Zu den Freisprüchen in Bremen und Dessau

Das war’s dann

Die Prozesse zum Tod von Laya Condé in Bremen und Oury Jalloh in Dessau endeten mit Freisprüchen.

Zwei Tote. Zwei Tote schwarzer Hautfarbe. Zwei Tote schwarzer Hautfarbe in zwei deutschen Polizeizellen. Der eine, Laya Condé, starb im Januar 2005 in Bremen, als ihm gewaltsam Brechmittel eingetrichtert wurden. Der andere, Oury Jalloh, verbrannte im Januar 2005 während der Ausnüchterung in Dessau.
Beide Männer gerieten vermutlich ins Visier der Polizei, weil sie Schwarze waren. Beide wurden erniedrigt, lächerlich gemacht, gequält und getötet. Auf beiden Polizeiwachen wurden rassistische Kommentare und Klischees geäußert (»Schwarz­afrikaner stellen sich leicht tot«), die sicher auch das Verhalten der beteiligten Ärzte beeinflussten.
Dieser Tage sprachen zwei deutsche Richter ihre Urteile: Freispruch in Bremen, Freispruch in Dessau. In Deutschland sterben zwei Männer im Polizeigewahrsam, niemand ist strafrechtlich dafür verantwortlich, und das war’s dann. Das damit ausgesendete fatale Signal – es ist egal, was mit schwarzen Verdächtigen in deutschen Polizeizellen passiert – entsetzt nicht nur die Black Community hier und in vielen anderen Ländern. Es ist prinzipiell äußerst beunruhigend.
Sicher, dem Rechtsstaat mag mit den Freisprüchen Genüge getan sein – im Zweifel für den Angeklagten.
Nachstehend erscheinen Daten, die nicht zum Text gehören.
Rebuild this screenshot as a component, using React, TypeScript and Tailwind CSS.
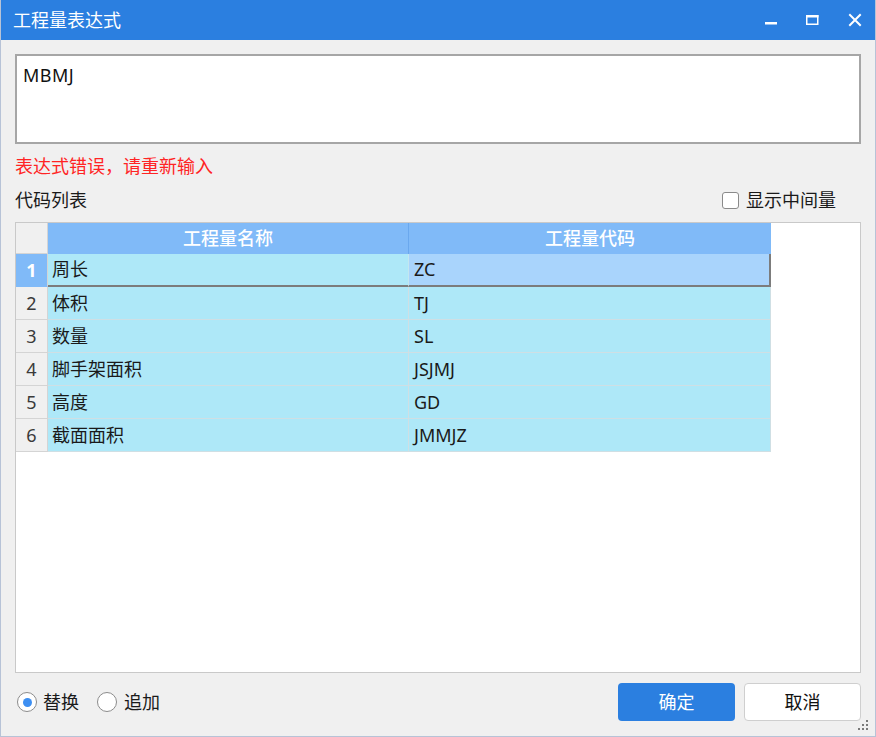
import React from "react";

const FONT = { fontFamily: '"Noto Sans", "Noto Sans CJK SC", sans-serif' };

const rows = [
  ["周长", "ZC"],
  ["体积", "TJ"],
  ["数量", "SL"],
  ["脚手架面积", "JSJMJ"],
  ["高度", "GD"],
  ["截面面积", "JMMJZ"],
];

export default function App() {
  return (
    <div
      className="relative w-[876px] h-[737px] flex flex-col bg-[#f0f0f0] border-x border-b border-[#b7c3d7] text-[#1a1a1a] overflow-hidden"
      style={FONT}
    >
      {/* Title bar */}
      <div className="h-[40px] shrink-0 bg-[#2b7fe0] flex items-center pl-[13px] -mx-px">
        <span className="text-white text-[18px] leading-none">工程量表达式</span>
        <div className="ml-auto flex items-center h-full">
          <svg width="14" height="14" viewBox="0 0 14 14" className="mr-[27px]">
            <rect x="1" y="9" width="12" height="2.5" fill="white" />
          </svg>
          <svg width="14" height="14" viewBox="0 0 14 14" className="mr-[29px]">
            <rect x="1.75" y="2.75" width="11" height="8.5" fill="none" stroke="white" strokeWidth="1.5" />
            <rect x="1" y="2" width="12.5" height="2.5" fill="white" />
          </svg>
          <svg width="14" height="14" viewBox="0 0 14 14" className="mr-[14px]">
            <path d="M2 2 L12 12 M12 2 L2 12" stroke="white" strokeWidth="2" strokeLinecap="square" />
          </svg>
        </div>
      </div>

      {/* Body */}
      <div className="flex-1 flex flex-col px-[14px] pt-[14px] pb-[15px] min-h-0">
        <div className="h-[90px] shrink-0 bg-white border-2 border-[#a6a6a6] px-[6px] pt-[7px]">
          <span className="text-[18px] leading-[24px] tracking-[0.5px] text-[#111]">MBMJ</span>
        </div>

        <div className="mt-[10px] h-[24px] text-[18px] leading-[24px] text-[#ff2424]">
          表达式错误，请重新输入
        </div>

        <div className="mt-[10px] h-[24px] flex items-center pr-[25px]">
          <span className="text-[18px] leading-[24px] text-[#1a1a1a]">代码列表</span>
          <label className="ml-auto flex items-center">
            <span className="w-[17px] h-[17px] rounded-[3px] border border-[#8a8a8a] bg-white mr-[7px]" />
            <span className="text-[18px] leading-[24px] text-[#1a1a1a]">显示中间量</span>
          </label>
        </div>

        {/* Table */}
        <div className="mt-[10px] flex-1 min-h-0 bg-white border border-[#c9c9c9]">
          <div className="flex h-[31px] text-[18px]">
            <div className="w-[32px] bg-[#f0f0f0] border-r border-b border-[#d4d4d4]" />
            <div className="w-[361px] bg-[#80baf8] border-r border-[#6aa8ee] flex items-center justify-center text-white font-medium">
              工程量名称
            </div>
            <div className="w-[362px] bg-[#80baf8] flex items-center justify-center text-white font-medium">
              工程量代码
            </div>
          </div>
          {rows.map(([name, code], i) => {
            const sel = i === 0;
            return (
              <div key={i} className="flex h-[33px] text-[18px]">
                <div
                  className={
                    sel
                      ? "w-[32px] bg-[#80baf8] border-r border-[#d4d4d4] border-b border-b-[#80baf8] flex items-center justify-center text-white font-bold"
                      : "w-[32px] bg-[#f0f0f0] border-r border-b border-[#d4d4d4] flex items-center justify-center text-[#3a3a3a]"
                  }
                >
                  {i + 1}
                </div>
                <div
                  className={
                    sel
                      ? "w-[361px] bg-[#aee8f8] border-r border-[#c4e6f0] border-b-2 border-b-[#7c7c7c] flex items-center pl-[4px]"
                      : "w-[361px] bg-[#aee8f8] border-r border-b border-[#cfdfe4] flex items-center pl-[4px]"
                  }
                >
                  {name}
                </div>
                <div
                  className={
                    sel
                      ? "w-[362px] bg-[#a9d4fc] border-r-2 border-[#7c7c7c] border-b-2 flex items-center pl-[5px]"
                      : "w-[362px] bg-[#aee8f8] border-r border-b border-[#cfdfe4] flex items-center pl-[5px]"
                  }
                >
                  {code}
                </div>
              </div>
            );
          })}
        </div>

        {/* Bottom bar */}
        <div className="mt-[10px] h-[38px] shrink-0 flex items-center">
          <label className="flex items-center ml-[2px]">
            <span className="w-[20px] h-[20px] rounded-full border border-[#8c8c8c] bg-white flex items-center justify-center">
              <span className="w-[9px] h-[9px] rounded-full bg-[#3d8ff2]" />
            </span>
            <span className="ml-[6px] text-[18px] leading-[24px]">替换</span>
          </label>
          <label className="flex items-center ml-[18px]">
            <span className="w-[20px] h-[20px] rounded-full border border-[#8c8c8c] bg-white" />
            <span className="ml-[7px] text-[18px] leading-[24px]">追加</span>
          </label>
          <button className="ml-auto w-[117px] h-[38px] rounded-[4px] bg-[#2b7fe0] text-white text-[18px]">
            确定
          </button>
          <button className="ml-[9px] w-[117px] h-[38px] rounded-[4px] bg-white border border-[#cfcfcf] text-[#111] text-[18px]">
            取消
          </button>
        </div>
      </div>

      {/* Resize grip */}
      <div className="absolute right-[6px] bottom-[5px] w-[11px] h-[11px]">
        <svg width="11" height="11" viewBox="0 0 11 11">
          <rect x="8" y="0" width="2" height="2" fill="#7a7a7a" />
          <rect x="4" y="4" width="2" height="2" fill="#7a7a7a" />
          <rect x="8" y="4" width="2" height="2" fill="#7a7a7a" />
          <rect x="0" y="8" width="2" height="2" fill="#7a7a7a" />
          <rect x="4" y="8" width="2" height="2" fill="#7a7a7a" />
          <rect x="8" y="8" width="2" height="2" fill="#7a7a7a" />
        </svg>
      </div>
    </div>
  );
}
Wobei man sagen muss, dass eine zügigere und gründlichere Ermittlung der Aufklärung in beiden Fällen dienlich gewesen wäre. Wäre wegen eines schadhaften Kindersitzes ein Baby gestorben – das Geschrei wäre groß, die Beweisaufnahme akribisch, die Suche nach Fehlern und Verantwortlichen flott gewesen. Sehr zweifelhaft ist auch die Tatsache, dass in Bremen die Pflichtverletzung des Arztes Igor V. festgestellt, aber mit seiner mangelnden klinischen Erfahrung auch noch entschuldigt wurde.
In Bremen und Dessau aber zeigt sich – wieder einmal –, dass institutioneller Rassismus nicht wahrgenommen, geschweige denn verurteilt wird, und dass, wo immer Bedienstete des Staates der Diskriminierung und Gewalt verdächtigt sind, stets die Ermittlungen müde angegangen und ausgefeilte Argumente herangezogen werden.
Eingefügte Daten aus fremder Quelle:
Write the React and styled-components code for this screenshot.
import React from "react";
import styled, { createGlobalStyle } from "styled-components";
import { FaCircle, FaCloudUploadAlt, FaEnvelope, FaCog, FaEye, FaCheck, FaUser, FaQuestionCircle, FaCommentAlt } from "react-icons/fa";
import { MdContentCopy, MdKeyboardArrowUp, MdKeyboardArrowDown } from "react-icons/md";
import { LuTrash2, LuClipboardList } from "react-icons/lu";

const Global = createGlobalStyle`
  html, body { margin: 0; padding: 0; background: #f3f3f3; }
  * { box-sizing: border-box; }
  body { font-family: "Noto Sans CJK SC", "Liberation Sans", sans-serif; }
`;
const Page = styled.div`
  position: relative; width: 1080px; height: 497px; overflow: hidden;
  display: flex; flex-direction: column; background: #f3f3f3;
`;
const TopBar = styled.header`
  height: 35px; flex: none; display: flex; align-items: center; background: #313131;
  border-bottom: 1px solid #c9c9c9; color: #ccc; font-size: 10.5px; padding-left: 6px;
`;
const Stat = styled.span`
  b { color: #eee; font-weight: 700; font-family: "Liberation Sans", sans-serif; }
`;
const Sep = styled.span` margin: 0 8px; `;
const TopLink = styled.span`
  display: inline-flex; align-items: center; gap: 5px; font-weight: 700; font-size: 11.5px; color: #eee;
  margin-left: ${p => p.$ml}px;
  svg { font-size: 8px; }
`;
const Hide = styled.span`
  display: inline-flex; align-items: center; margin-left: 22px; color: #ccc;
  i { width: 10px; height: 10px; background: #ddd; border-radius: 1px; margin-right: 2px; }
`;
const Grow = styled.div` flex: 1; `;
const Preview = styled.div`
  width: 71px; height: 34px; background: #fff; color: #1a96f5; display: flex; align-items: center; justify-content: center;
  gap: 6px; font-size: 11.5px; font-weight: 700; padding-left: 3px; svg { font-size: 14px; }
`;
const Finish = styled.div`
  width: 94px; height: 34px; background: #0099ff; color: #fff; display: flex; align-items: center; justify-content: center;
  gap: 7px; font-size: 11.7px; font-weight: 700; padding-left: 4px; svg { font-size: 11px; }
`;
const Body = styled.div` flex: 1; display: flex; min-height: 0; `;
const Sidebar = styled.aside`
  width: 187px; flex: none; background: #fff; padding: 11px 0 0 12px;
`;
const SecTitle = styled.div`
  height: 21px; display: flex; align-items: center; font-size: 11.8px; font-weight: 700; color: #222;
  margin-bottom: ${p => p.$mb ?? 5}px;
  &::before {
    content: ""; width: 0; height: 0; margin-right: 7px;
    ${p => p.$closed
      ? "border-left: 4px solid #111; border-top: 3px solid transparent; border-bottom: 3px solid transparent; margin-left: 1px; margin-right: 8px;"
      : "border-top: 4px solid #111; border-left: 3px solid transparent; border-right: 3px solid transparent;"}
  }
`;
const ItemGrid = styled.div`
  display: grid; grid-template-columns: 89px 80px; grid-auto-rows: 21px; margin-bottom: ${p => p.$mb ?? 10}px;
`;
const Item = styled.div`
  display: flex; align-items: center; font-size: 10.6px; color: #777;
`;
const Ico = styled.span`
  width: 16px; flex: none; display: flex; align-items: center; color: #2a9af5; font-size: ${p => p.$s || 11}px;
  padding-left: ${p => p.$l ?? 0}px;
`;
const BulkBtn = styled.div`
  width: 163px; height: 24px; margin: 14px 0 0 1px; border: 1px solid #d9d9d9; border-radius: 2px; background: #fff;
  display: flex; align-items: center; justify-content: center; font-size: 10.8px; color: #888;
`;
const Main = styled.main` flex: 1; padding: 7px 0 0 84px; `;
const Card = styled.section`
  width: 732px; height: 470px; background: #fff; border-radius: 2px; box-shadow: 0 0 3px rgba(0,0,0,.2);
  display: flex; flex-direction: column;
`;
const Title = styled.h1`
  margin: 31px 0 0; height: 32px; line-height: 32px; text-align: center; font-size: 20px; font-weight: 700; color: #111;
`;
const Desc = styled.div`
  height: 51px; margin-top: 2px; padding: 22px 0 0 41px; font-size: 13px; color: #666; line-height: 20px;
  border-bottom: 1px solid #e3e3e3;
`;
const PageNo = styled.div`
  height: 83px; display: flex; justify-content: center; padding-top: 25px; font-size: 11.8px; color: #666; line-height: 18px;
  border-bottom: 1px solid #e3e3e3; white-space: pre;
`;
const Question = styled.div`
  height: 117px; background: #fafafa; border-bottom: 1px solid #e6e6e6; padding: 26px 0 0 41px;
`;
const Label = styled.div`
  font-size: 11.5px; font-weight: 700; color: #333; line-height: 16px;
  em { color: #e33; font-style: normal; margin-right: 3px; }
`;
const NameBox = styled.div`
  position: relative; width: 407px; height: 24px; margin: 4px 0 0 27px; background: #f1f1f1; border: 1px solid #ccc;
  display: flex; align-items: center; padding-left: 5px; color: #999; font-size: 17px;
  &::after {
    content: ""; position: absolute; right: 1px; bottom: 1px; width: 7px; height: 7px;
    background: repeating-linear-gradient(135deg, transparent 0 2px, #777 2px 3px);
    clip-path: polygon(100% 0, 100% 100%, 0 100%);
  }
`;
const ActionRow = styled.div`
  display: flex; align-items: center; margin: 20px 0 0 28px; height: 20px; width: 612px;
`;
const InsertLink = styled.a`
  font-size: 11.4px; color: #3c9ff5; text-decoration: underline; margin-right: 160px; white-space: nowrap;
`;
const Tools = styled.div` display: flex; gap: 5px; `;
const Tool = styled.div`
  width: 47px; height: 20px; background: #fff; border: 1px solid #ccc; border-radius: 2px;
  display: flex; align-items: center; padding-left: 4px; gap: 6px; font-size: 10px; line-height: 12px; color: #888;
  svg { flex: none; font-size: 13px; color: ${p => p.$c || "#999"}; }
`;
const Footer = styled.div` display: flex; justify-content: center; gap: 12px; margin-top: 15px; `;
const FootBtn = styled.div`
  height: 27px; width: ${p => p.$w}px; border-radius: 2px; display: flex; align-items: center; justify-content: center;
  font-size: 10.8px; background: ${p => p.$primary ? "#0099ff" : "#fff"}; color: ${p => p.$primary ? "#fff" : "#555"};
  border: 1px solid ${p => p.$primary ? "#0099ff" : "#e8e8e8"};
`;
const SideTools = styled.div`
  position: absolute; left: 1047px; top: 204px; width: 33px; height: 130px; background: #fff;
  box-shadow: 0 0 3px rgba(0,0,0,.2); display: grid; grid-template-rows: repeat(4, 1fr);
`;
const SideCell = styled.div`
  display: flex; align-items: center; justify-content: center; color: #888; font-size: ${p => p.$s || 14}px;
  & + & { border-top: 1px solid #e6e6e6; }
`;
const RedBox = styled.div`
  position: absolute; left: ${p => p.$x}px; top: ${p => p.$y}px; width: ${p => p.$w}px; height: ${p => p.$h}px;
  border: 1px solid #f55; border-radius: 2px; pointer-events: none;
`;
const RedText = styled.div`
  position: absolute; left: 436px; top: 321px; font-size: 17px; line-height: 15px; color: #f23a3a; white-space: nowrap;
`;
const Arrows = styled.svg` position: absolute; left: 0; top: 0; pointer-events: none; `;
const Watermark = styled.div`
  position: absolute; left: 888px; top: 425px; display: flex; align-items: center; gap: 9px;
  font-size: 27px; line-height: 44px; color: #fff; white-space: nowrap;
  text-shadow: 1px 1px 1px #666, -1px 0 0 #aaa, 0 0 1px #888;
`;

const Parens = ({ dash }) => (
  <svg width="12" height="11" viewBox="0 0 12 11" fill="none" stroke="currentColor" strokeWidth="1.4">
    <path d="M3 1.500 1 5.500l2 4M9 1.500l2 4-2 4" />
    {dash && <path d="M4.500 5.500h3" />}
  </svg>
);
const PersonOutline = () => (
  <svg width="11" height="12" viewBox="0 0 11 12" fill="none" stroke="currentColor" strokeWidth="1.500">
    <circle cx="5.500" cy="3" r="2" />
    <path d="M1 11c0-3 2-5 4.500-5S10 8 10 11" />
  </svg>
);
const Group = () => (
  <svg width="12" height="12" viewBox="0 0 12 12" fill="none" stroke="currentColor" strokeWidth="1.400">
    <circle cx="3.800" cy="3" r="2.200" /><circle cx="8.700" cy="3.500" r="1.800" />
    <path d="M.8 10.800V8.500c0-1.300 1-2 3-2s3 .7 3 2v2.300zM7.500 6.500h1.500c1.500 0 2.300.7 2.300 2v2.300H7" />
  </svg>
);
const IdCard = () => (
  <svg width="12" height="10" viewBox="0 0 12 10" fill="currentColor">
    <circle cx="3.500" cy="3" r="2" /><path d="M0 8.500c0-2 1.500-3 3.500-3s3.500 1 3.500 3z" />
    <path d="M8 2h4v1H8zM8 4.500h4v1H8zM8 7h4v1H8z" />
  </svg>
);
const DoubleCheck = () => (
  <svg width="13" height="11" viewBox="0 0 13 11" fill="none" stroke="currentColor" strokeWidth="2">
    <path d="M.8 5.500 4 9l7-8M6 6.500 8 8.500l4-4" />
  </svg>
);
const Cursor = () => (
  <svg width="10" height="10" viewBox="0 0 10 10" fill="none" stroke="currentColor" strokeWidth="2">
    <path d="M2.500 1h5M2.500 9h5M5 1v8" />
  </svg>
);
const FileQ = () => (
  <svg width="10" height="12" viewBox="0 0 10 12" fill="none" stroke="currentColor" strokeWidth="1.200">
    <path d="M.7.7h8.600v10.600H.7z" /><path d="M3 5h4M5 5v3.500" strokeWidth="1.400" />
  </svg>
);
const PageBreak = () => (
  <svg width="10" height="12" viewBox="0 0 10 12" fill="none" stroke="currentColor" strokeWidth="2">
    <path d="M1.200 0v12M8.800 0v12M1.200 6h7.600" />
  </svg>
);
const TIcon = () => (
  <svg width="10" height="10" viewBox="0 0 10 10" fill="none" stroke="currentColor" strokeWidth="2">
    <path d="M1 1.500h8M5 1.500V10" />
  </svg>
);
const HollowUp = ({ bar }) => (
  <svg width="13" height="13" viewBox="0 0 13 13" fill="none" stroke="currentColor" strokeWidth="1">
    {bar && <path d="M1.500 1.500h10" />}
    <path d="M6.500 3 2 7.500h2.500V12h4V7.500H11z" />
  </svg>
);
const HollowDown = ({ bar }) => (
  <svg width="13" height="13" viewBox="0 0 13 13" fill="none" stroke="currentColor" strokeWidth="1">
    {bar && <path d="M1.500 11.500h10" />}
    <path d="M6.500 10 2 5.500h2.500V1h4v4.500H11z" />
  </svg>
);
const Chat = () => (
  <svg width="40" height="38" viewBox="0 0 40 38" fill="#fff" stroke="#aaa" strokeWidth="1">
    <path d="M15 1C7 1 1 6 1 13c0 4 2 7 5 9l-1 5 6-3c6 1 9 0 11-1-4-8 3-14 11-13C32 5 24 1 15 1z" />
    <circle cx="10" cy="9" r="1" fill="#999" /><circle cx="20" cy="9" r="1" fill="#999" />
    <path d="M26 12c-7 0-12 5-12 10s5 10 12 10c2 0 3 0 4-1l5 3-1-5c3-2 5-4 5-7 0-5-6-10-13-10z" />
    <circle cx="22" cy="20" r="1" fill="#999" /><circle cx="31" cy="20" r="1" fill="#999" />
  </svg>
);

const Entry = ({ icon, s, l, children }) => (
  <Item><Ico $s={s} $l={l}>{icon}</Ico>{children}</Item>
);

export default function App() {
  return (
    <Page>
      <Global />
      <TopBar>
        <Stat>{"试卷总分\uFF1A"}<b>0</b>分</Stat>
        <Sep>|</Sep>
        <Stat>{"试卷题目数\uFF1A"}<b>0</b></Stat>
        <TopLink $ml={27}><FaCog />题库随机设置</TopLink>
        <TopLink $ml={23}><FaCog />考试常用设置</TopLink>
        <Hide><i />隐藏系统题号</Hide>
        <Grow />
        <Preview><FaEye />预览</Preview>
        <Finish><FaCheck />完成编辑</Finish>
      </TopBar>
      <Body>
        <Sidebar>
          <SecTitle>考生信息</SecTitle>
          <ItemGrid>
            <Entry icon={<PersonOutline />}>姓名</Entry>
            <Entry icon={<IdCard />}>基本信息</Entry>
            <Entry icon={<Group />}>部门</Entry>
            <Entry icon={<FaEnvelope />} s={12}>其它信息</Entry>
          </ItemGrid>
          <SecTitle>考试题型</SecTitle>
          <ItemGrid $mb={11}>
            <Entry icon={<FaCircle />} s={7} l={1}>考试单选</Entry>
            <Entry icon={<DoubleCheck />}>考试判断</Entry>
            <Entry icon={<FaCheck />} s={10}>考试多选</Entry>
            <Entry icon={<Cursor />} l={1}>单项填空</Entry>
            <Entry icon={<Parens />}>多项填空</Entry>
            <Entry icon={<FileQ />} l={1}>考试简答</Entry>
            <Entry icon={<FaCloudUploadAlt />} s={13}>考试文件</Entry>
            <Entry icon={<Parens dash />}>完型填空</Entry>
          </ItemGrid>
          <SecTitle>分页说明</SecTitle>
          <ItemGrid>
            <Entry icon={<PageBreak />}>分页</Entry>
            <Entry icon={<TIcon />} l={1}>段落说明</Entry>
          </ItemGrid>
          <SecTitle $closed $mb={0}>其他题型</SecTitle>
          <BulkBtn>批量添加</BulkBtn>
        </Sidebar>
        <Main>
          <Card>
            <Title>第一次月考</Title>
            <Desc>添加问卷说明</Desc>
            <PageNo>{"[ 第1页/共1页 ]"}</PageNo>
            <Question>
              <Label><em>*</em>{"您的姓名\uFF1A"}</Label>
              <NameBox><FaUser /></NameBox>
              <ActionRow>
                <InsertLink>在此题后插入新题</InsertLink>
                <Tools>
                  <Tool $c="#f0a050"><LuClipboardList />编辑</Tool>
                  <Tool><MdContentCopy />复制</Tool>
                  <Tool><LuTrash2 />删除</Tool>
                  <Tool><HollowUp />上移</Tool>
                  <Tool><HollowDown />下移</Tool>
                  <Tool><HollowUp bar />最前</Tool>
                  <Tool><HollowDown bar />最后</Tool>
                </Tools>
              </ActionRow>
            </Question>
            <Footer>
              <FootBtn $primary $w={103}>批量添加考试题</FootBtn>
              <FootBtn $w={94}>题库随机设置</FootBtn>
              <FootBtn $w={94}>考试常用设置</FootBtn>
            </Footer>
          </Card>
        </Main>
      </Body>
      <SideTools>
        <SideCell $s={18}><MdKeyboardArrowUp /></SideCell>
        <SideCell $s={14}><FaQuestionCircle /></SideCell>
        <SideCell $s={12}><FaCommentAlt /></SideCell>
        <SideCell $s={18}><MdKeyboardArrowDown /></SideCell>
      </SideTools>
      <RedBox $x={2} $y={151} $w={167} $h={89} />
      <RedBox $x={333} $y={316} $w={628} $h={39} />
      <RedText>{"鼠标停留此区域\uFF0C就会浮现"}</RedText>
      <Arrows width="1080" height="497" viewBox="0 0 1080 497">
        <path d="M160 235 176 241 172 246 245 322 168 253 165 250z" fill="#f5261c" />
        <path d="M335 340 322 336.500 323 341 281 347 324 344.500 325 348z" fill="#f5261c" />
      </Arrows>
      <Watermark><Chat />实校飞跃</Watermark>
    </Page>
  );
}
»Die Gerechtigkeit wohnt in einer Etage, zu der die Justiz keinen Zugang hat« (Friedrich Dürrenmatt). Beweise verschwanden, andere tauchten auf unerklärliche Weise auf, es gab Absprachen, Widersprüche, Lügen und zurückgenommene Aussagen. Auch wenn keine individuelle Schuld (mehr) nachgewiesen werden kann – jenseits der juristischen Urteile gäbe es eine Menge zu unternehmen.
Ein erster Schritt wäre es, zumindest offiziell anzuerkennen, dass es auch bei der Polizei Rassismus gibt, dass rassistische Kontrollen und »racial profiling« stattfinden. Hilfreich könnte auch eine ernst gemeinte Studie darüber sein, inwieweit Angehörige von Minderheiten unverhältnismäßig oft in Polizeigewahrsam gequält werden oder sterben. Maßnahmen und Trainings gegen den Korpsgeist in der Polizei und unter Medizinern könnten ergriffen und unabhängige Be­schwer­destellen, die interne Ermittlungen anstellen, ein­gerichtet werden. Gut ausgestattete Anlaufstellen für Opfer rassistischer Polizeigewalt wären dringend erforderlich.
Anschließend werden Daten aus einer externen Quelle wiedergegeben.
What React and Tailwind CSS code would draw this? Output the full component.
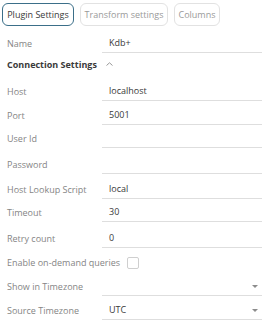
import React from "react";

const Row = ({ label, value, dropdown, h = "h-[24px]" }) => (
  <div className={`flex ${h} items-end`}>
    <div className="w-[95px] shrink-0 pb-[2px] leading-[14px] text-[#858585]">{label}</div>
    <div className="relative flex h-full w-[160px] items-end border-b border-[#dedede] pb-[2px] pl-[7px] leading-[14px] text-[#3a3a3a]">
      {value}
      {dropdown && (
        <svg className="absolute right-[4px] bottom-[7px]" width="6" height="3" viewBox="0 0 6 3">
          <path d="M0 0H6L3 3Z" fill="#8c8c8c" />
        </svg>
      )}
    </div>
  </div>
);

export default function App() {
  return (
    <div className="h-[325px] w-[274px] bg-white pl-[7px] pt-[3px] text-[9px]" style={{ fontFamily: '"Open Sans", sans-serif' }}>
      <div className="ml-[-5px] flex gap-[6px] text-[9px]">
        <div className="flex h-[23px] w-[72px] items-center justify-center rounded-[6px] border-[1.5px] border-[#3b6f89] text-[#3a3a3a]">Plugin Settings</div>
        <div className="flex h-[23px] w-[88px] items-center justify-center rounded-[6px] border border-[#e2e2e2] text-[#9a9a9a]">Transform settings</div>
        <div className="flex h-[23px] w-[46px] items-center justify-center rounded-[6px] border border-[#e2e2e2] text-[#9a9a9a]">Columns</div>
      </div>
      <div className="mt-[3px]">
        <Row label="Name" value="Kdb+" />
        <div className="flex h-[24px] items-center">
          <div className="w-[95px] shrink-0 whitespace-nowrap font-bold text-[#3a3a3a]">Connection Settings</div>
          <svg className="ml-[4px] mt-[-3px]" width="7" height="4" viewBox="0 0 7 4">
            <path d="M0.5 3.5L3.5 0.8L6.5 3.5" fill="none" stroke="#8c8c8c" strokeWidth="0.9" />
          </svg>
        </div>
        <Row label="Host" value="localhost" />
        <Row label="Port" value="5001" />
        <Row label="User Id" value="" h="h-[23px]" />
        <Row label="Password" value="" h="h-[26px]" />
        <Row label="Host Lookup Script" value="local" h="h-[25px]" />
        <Row label="Timeout" value="30" h="h-[23px]" />
        <Row label="Retry count" value="0" h="h-[26px]" />
        <div className="flex h-[24px] items-end">
          <div className="pb-[2px] leading-[14px] text-[#858585]">Enable on-demand queries</div>
          <div className="mb-[3px] ml-[7px] h-[12px] w-[12px] rounded-[2px] border border-[#cfcfcf]" />
        </div>
        <Row label="Show in Timezone" value="" dropdown />
        <Row label="Source Timezone" value="UTC" dropdown />
      </div>
    </div>
  );
}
Wunderbar wäre natürlich ein gesellschaftliches Klima, das es einem Polizeiarzt nicht erlaubt, einen gesunden Menschen Tod bringenden Prozeduren zu unterziehen. Und in dem die Generalbundesanwältin die Ermittlung gegen Politiker, Ärzte, Staatsanwälte und Polizisten nicht einfach an die Staatsanwaltschaft zurückverweisen kann, die dann dankend ablehnt, gegen sich selbst zu ermitteln (so geschehen im Fall Michael Nwabuisis, besser bekannt als Achidi John, der 2001 in Hamburg starb, weil ihm gewaltsam Brechmittel verabreicht wurde).
Aber von einem solchen Klima ist Deutschland weit entfernt.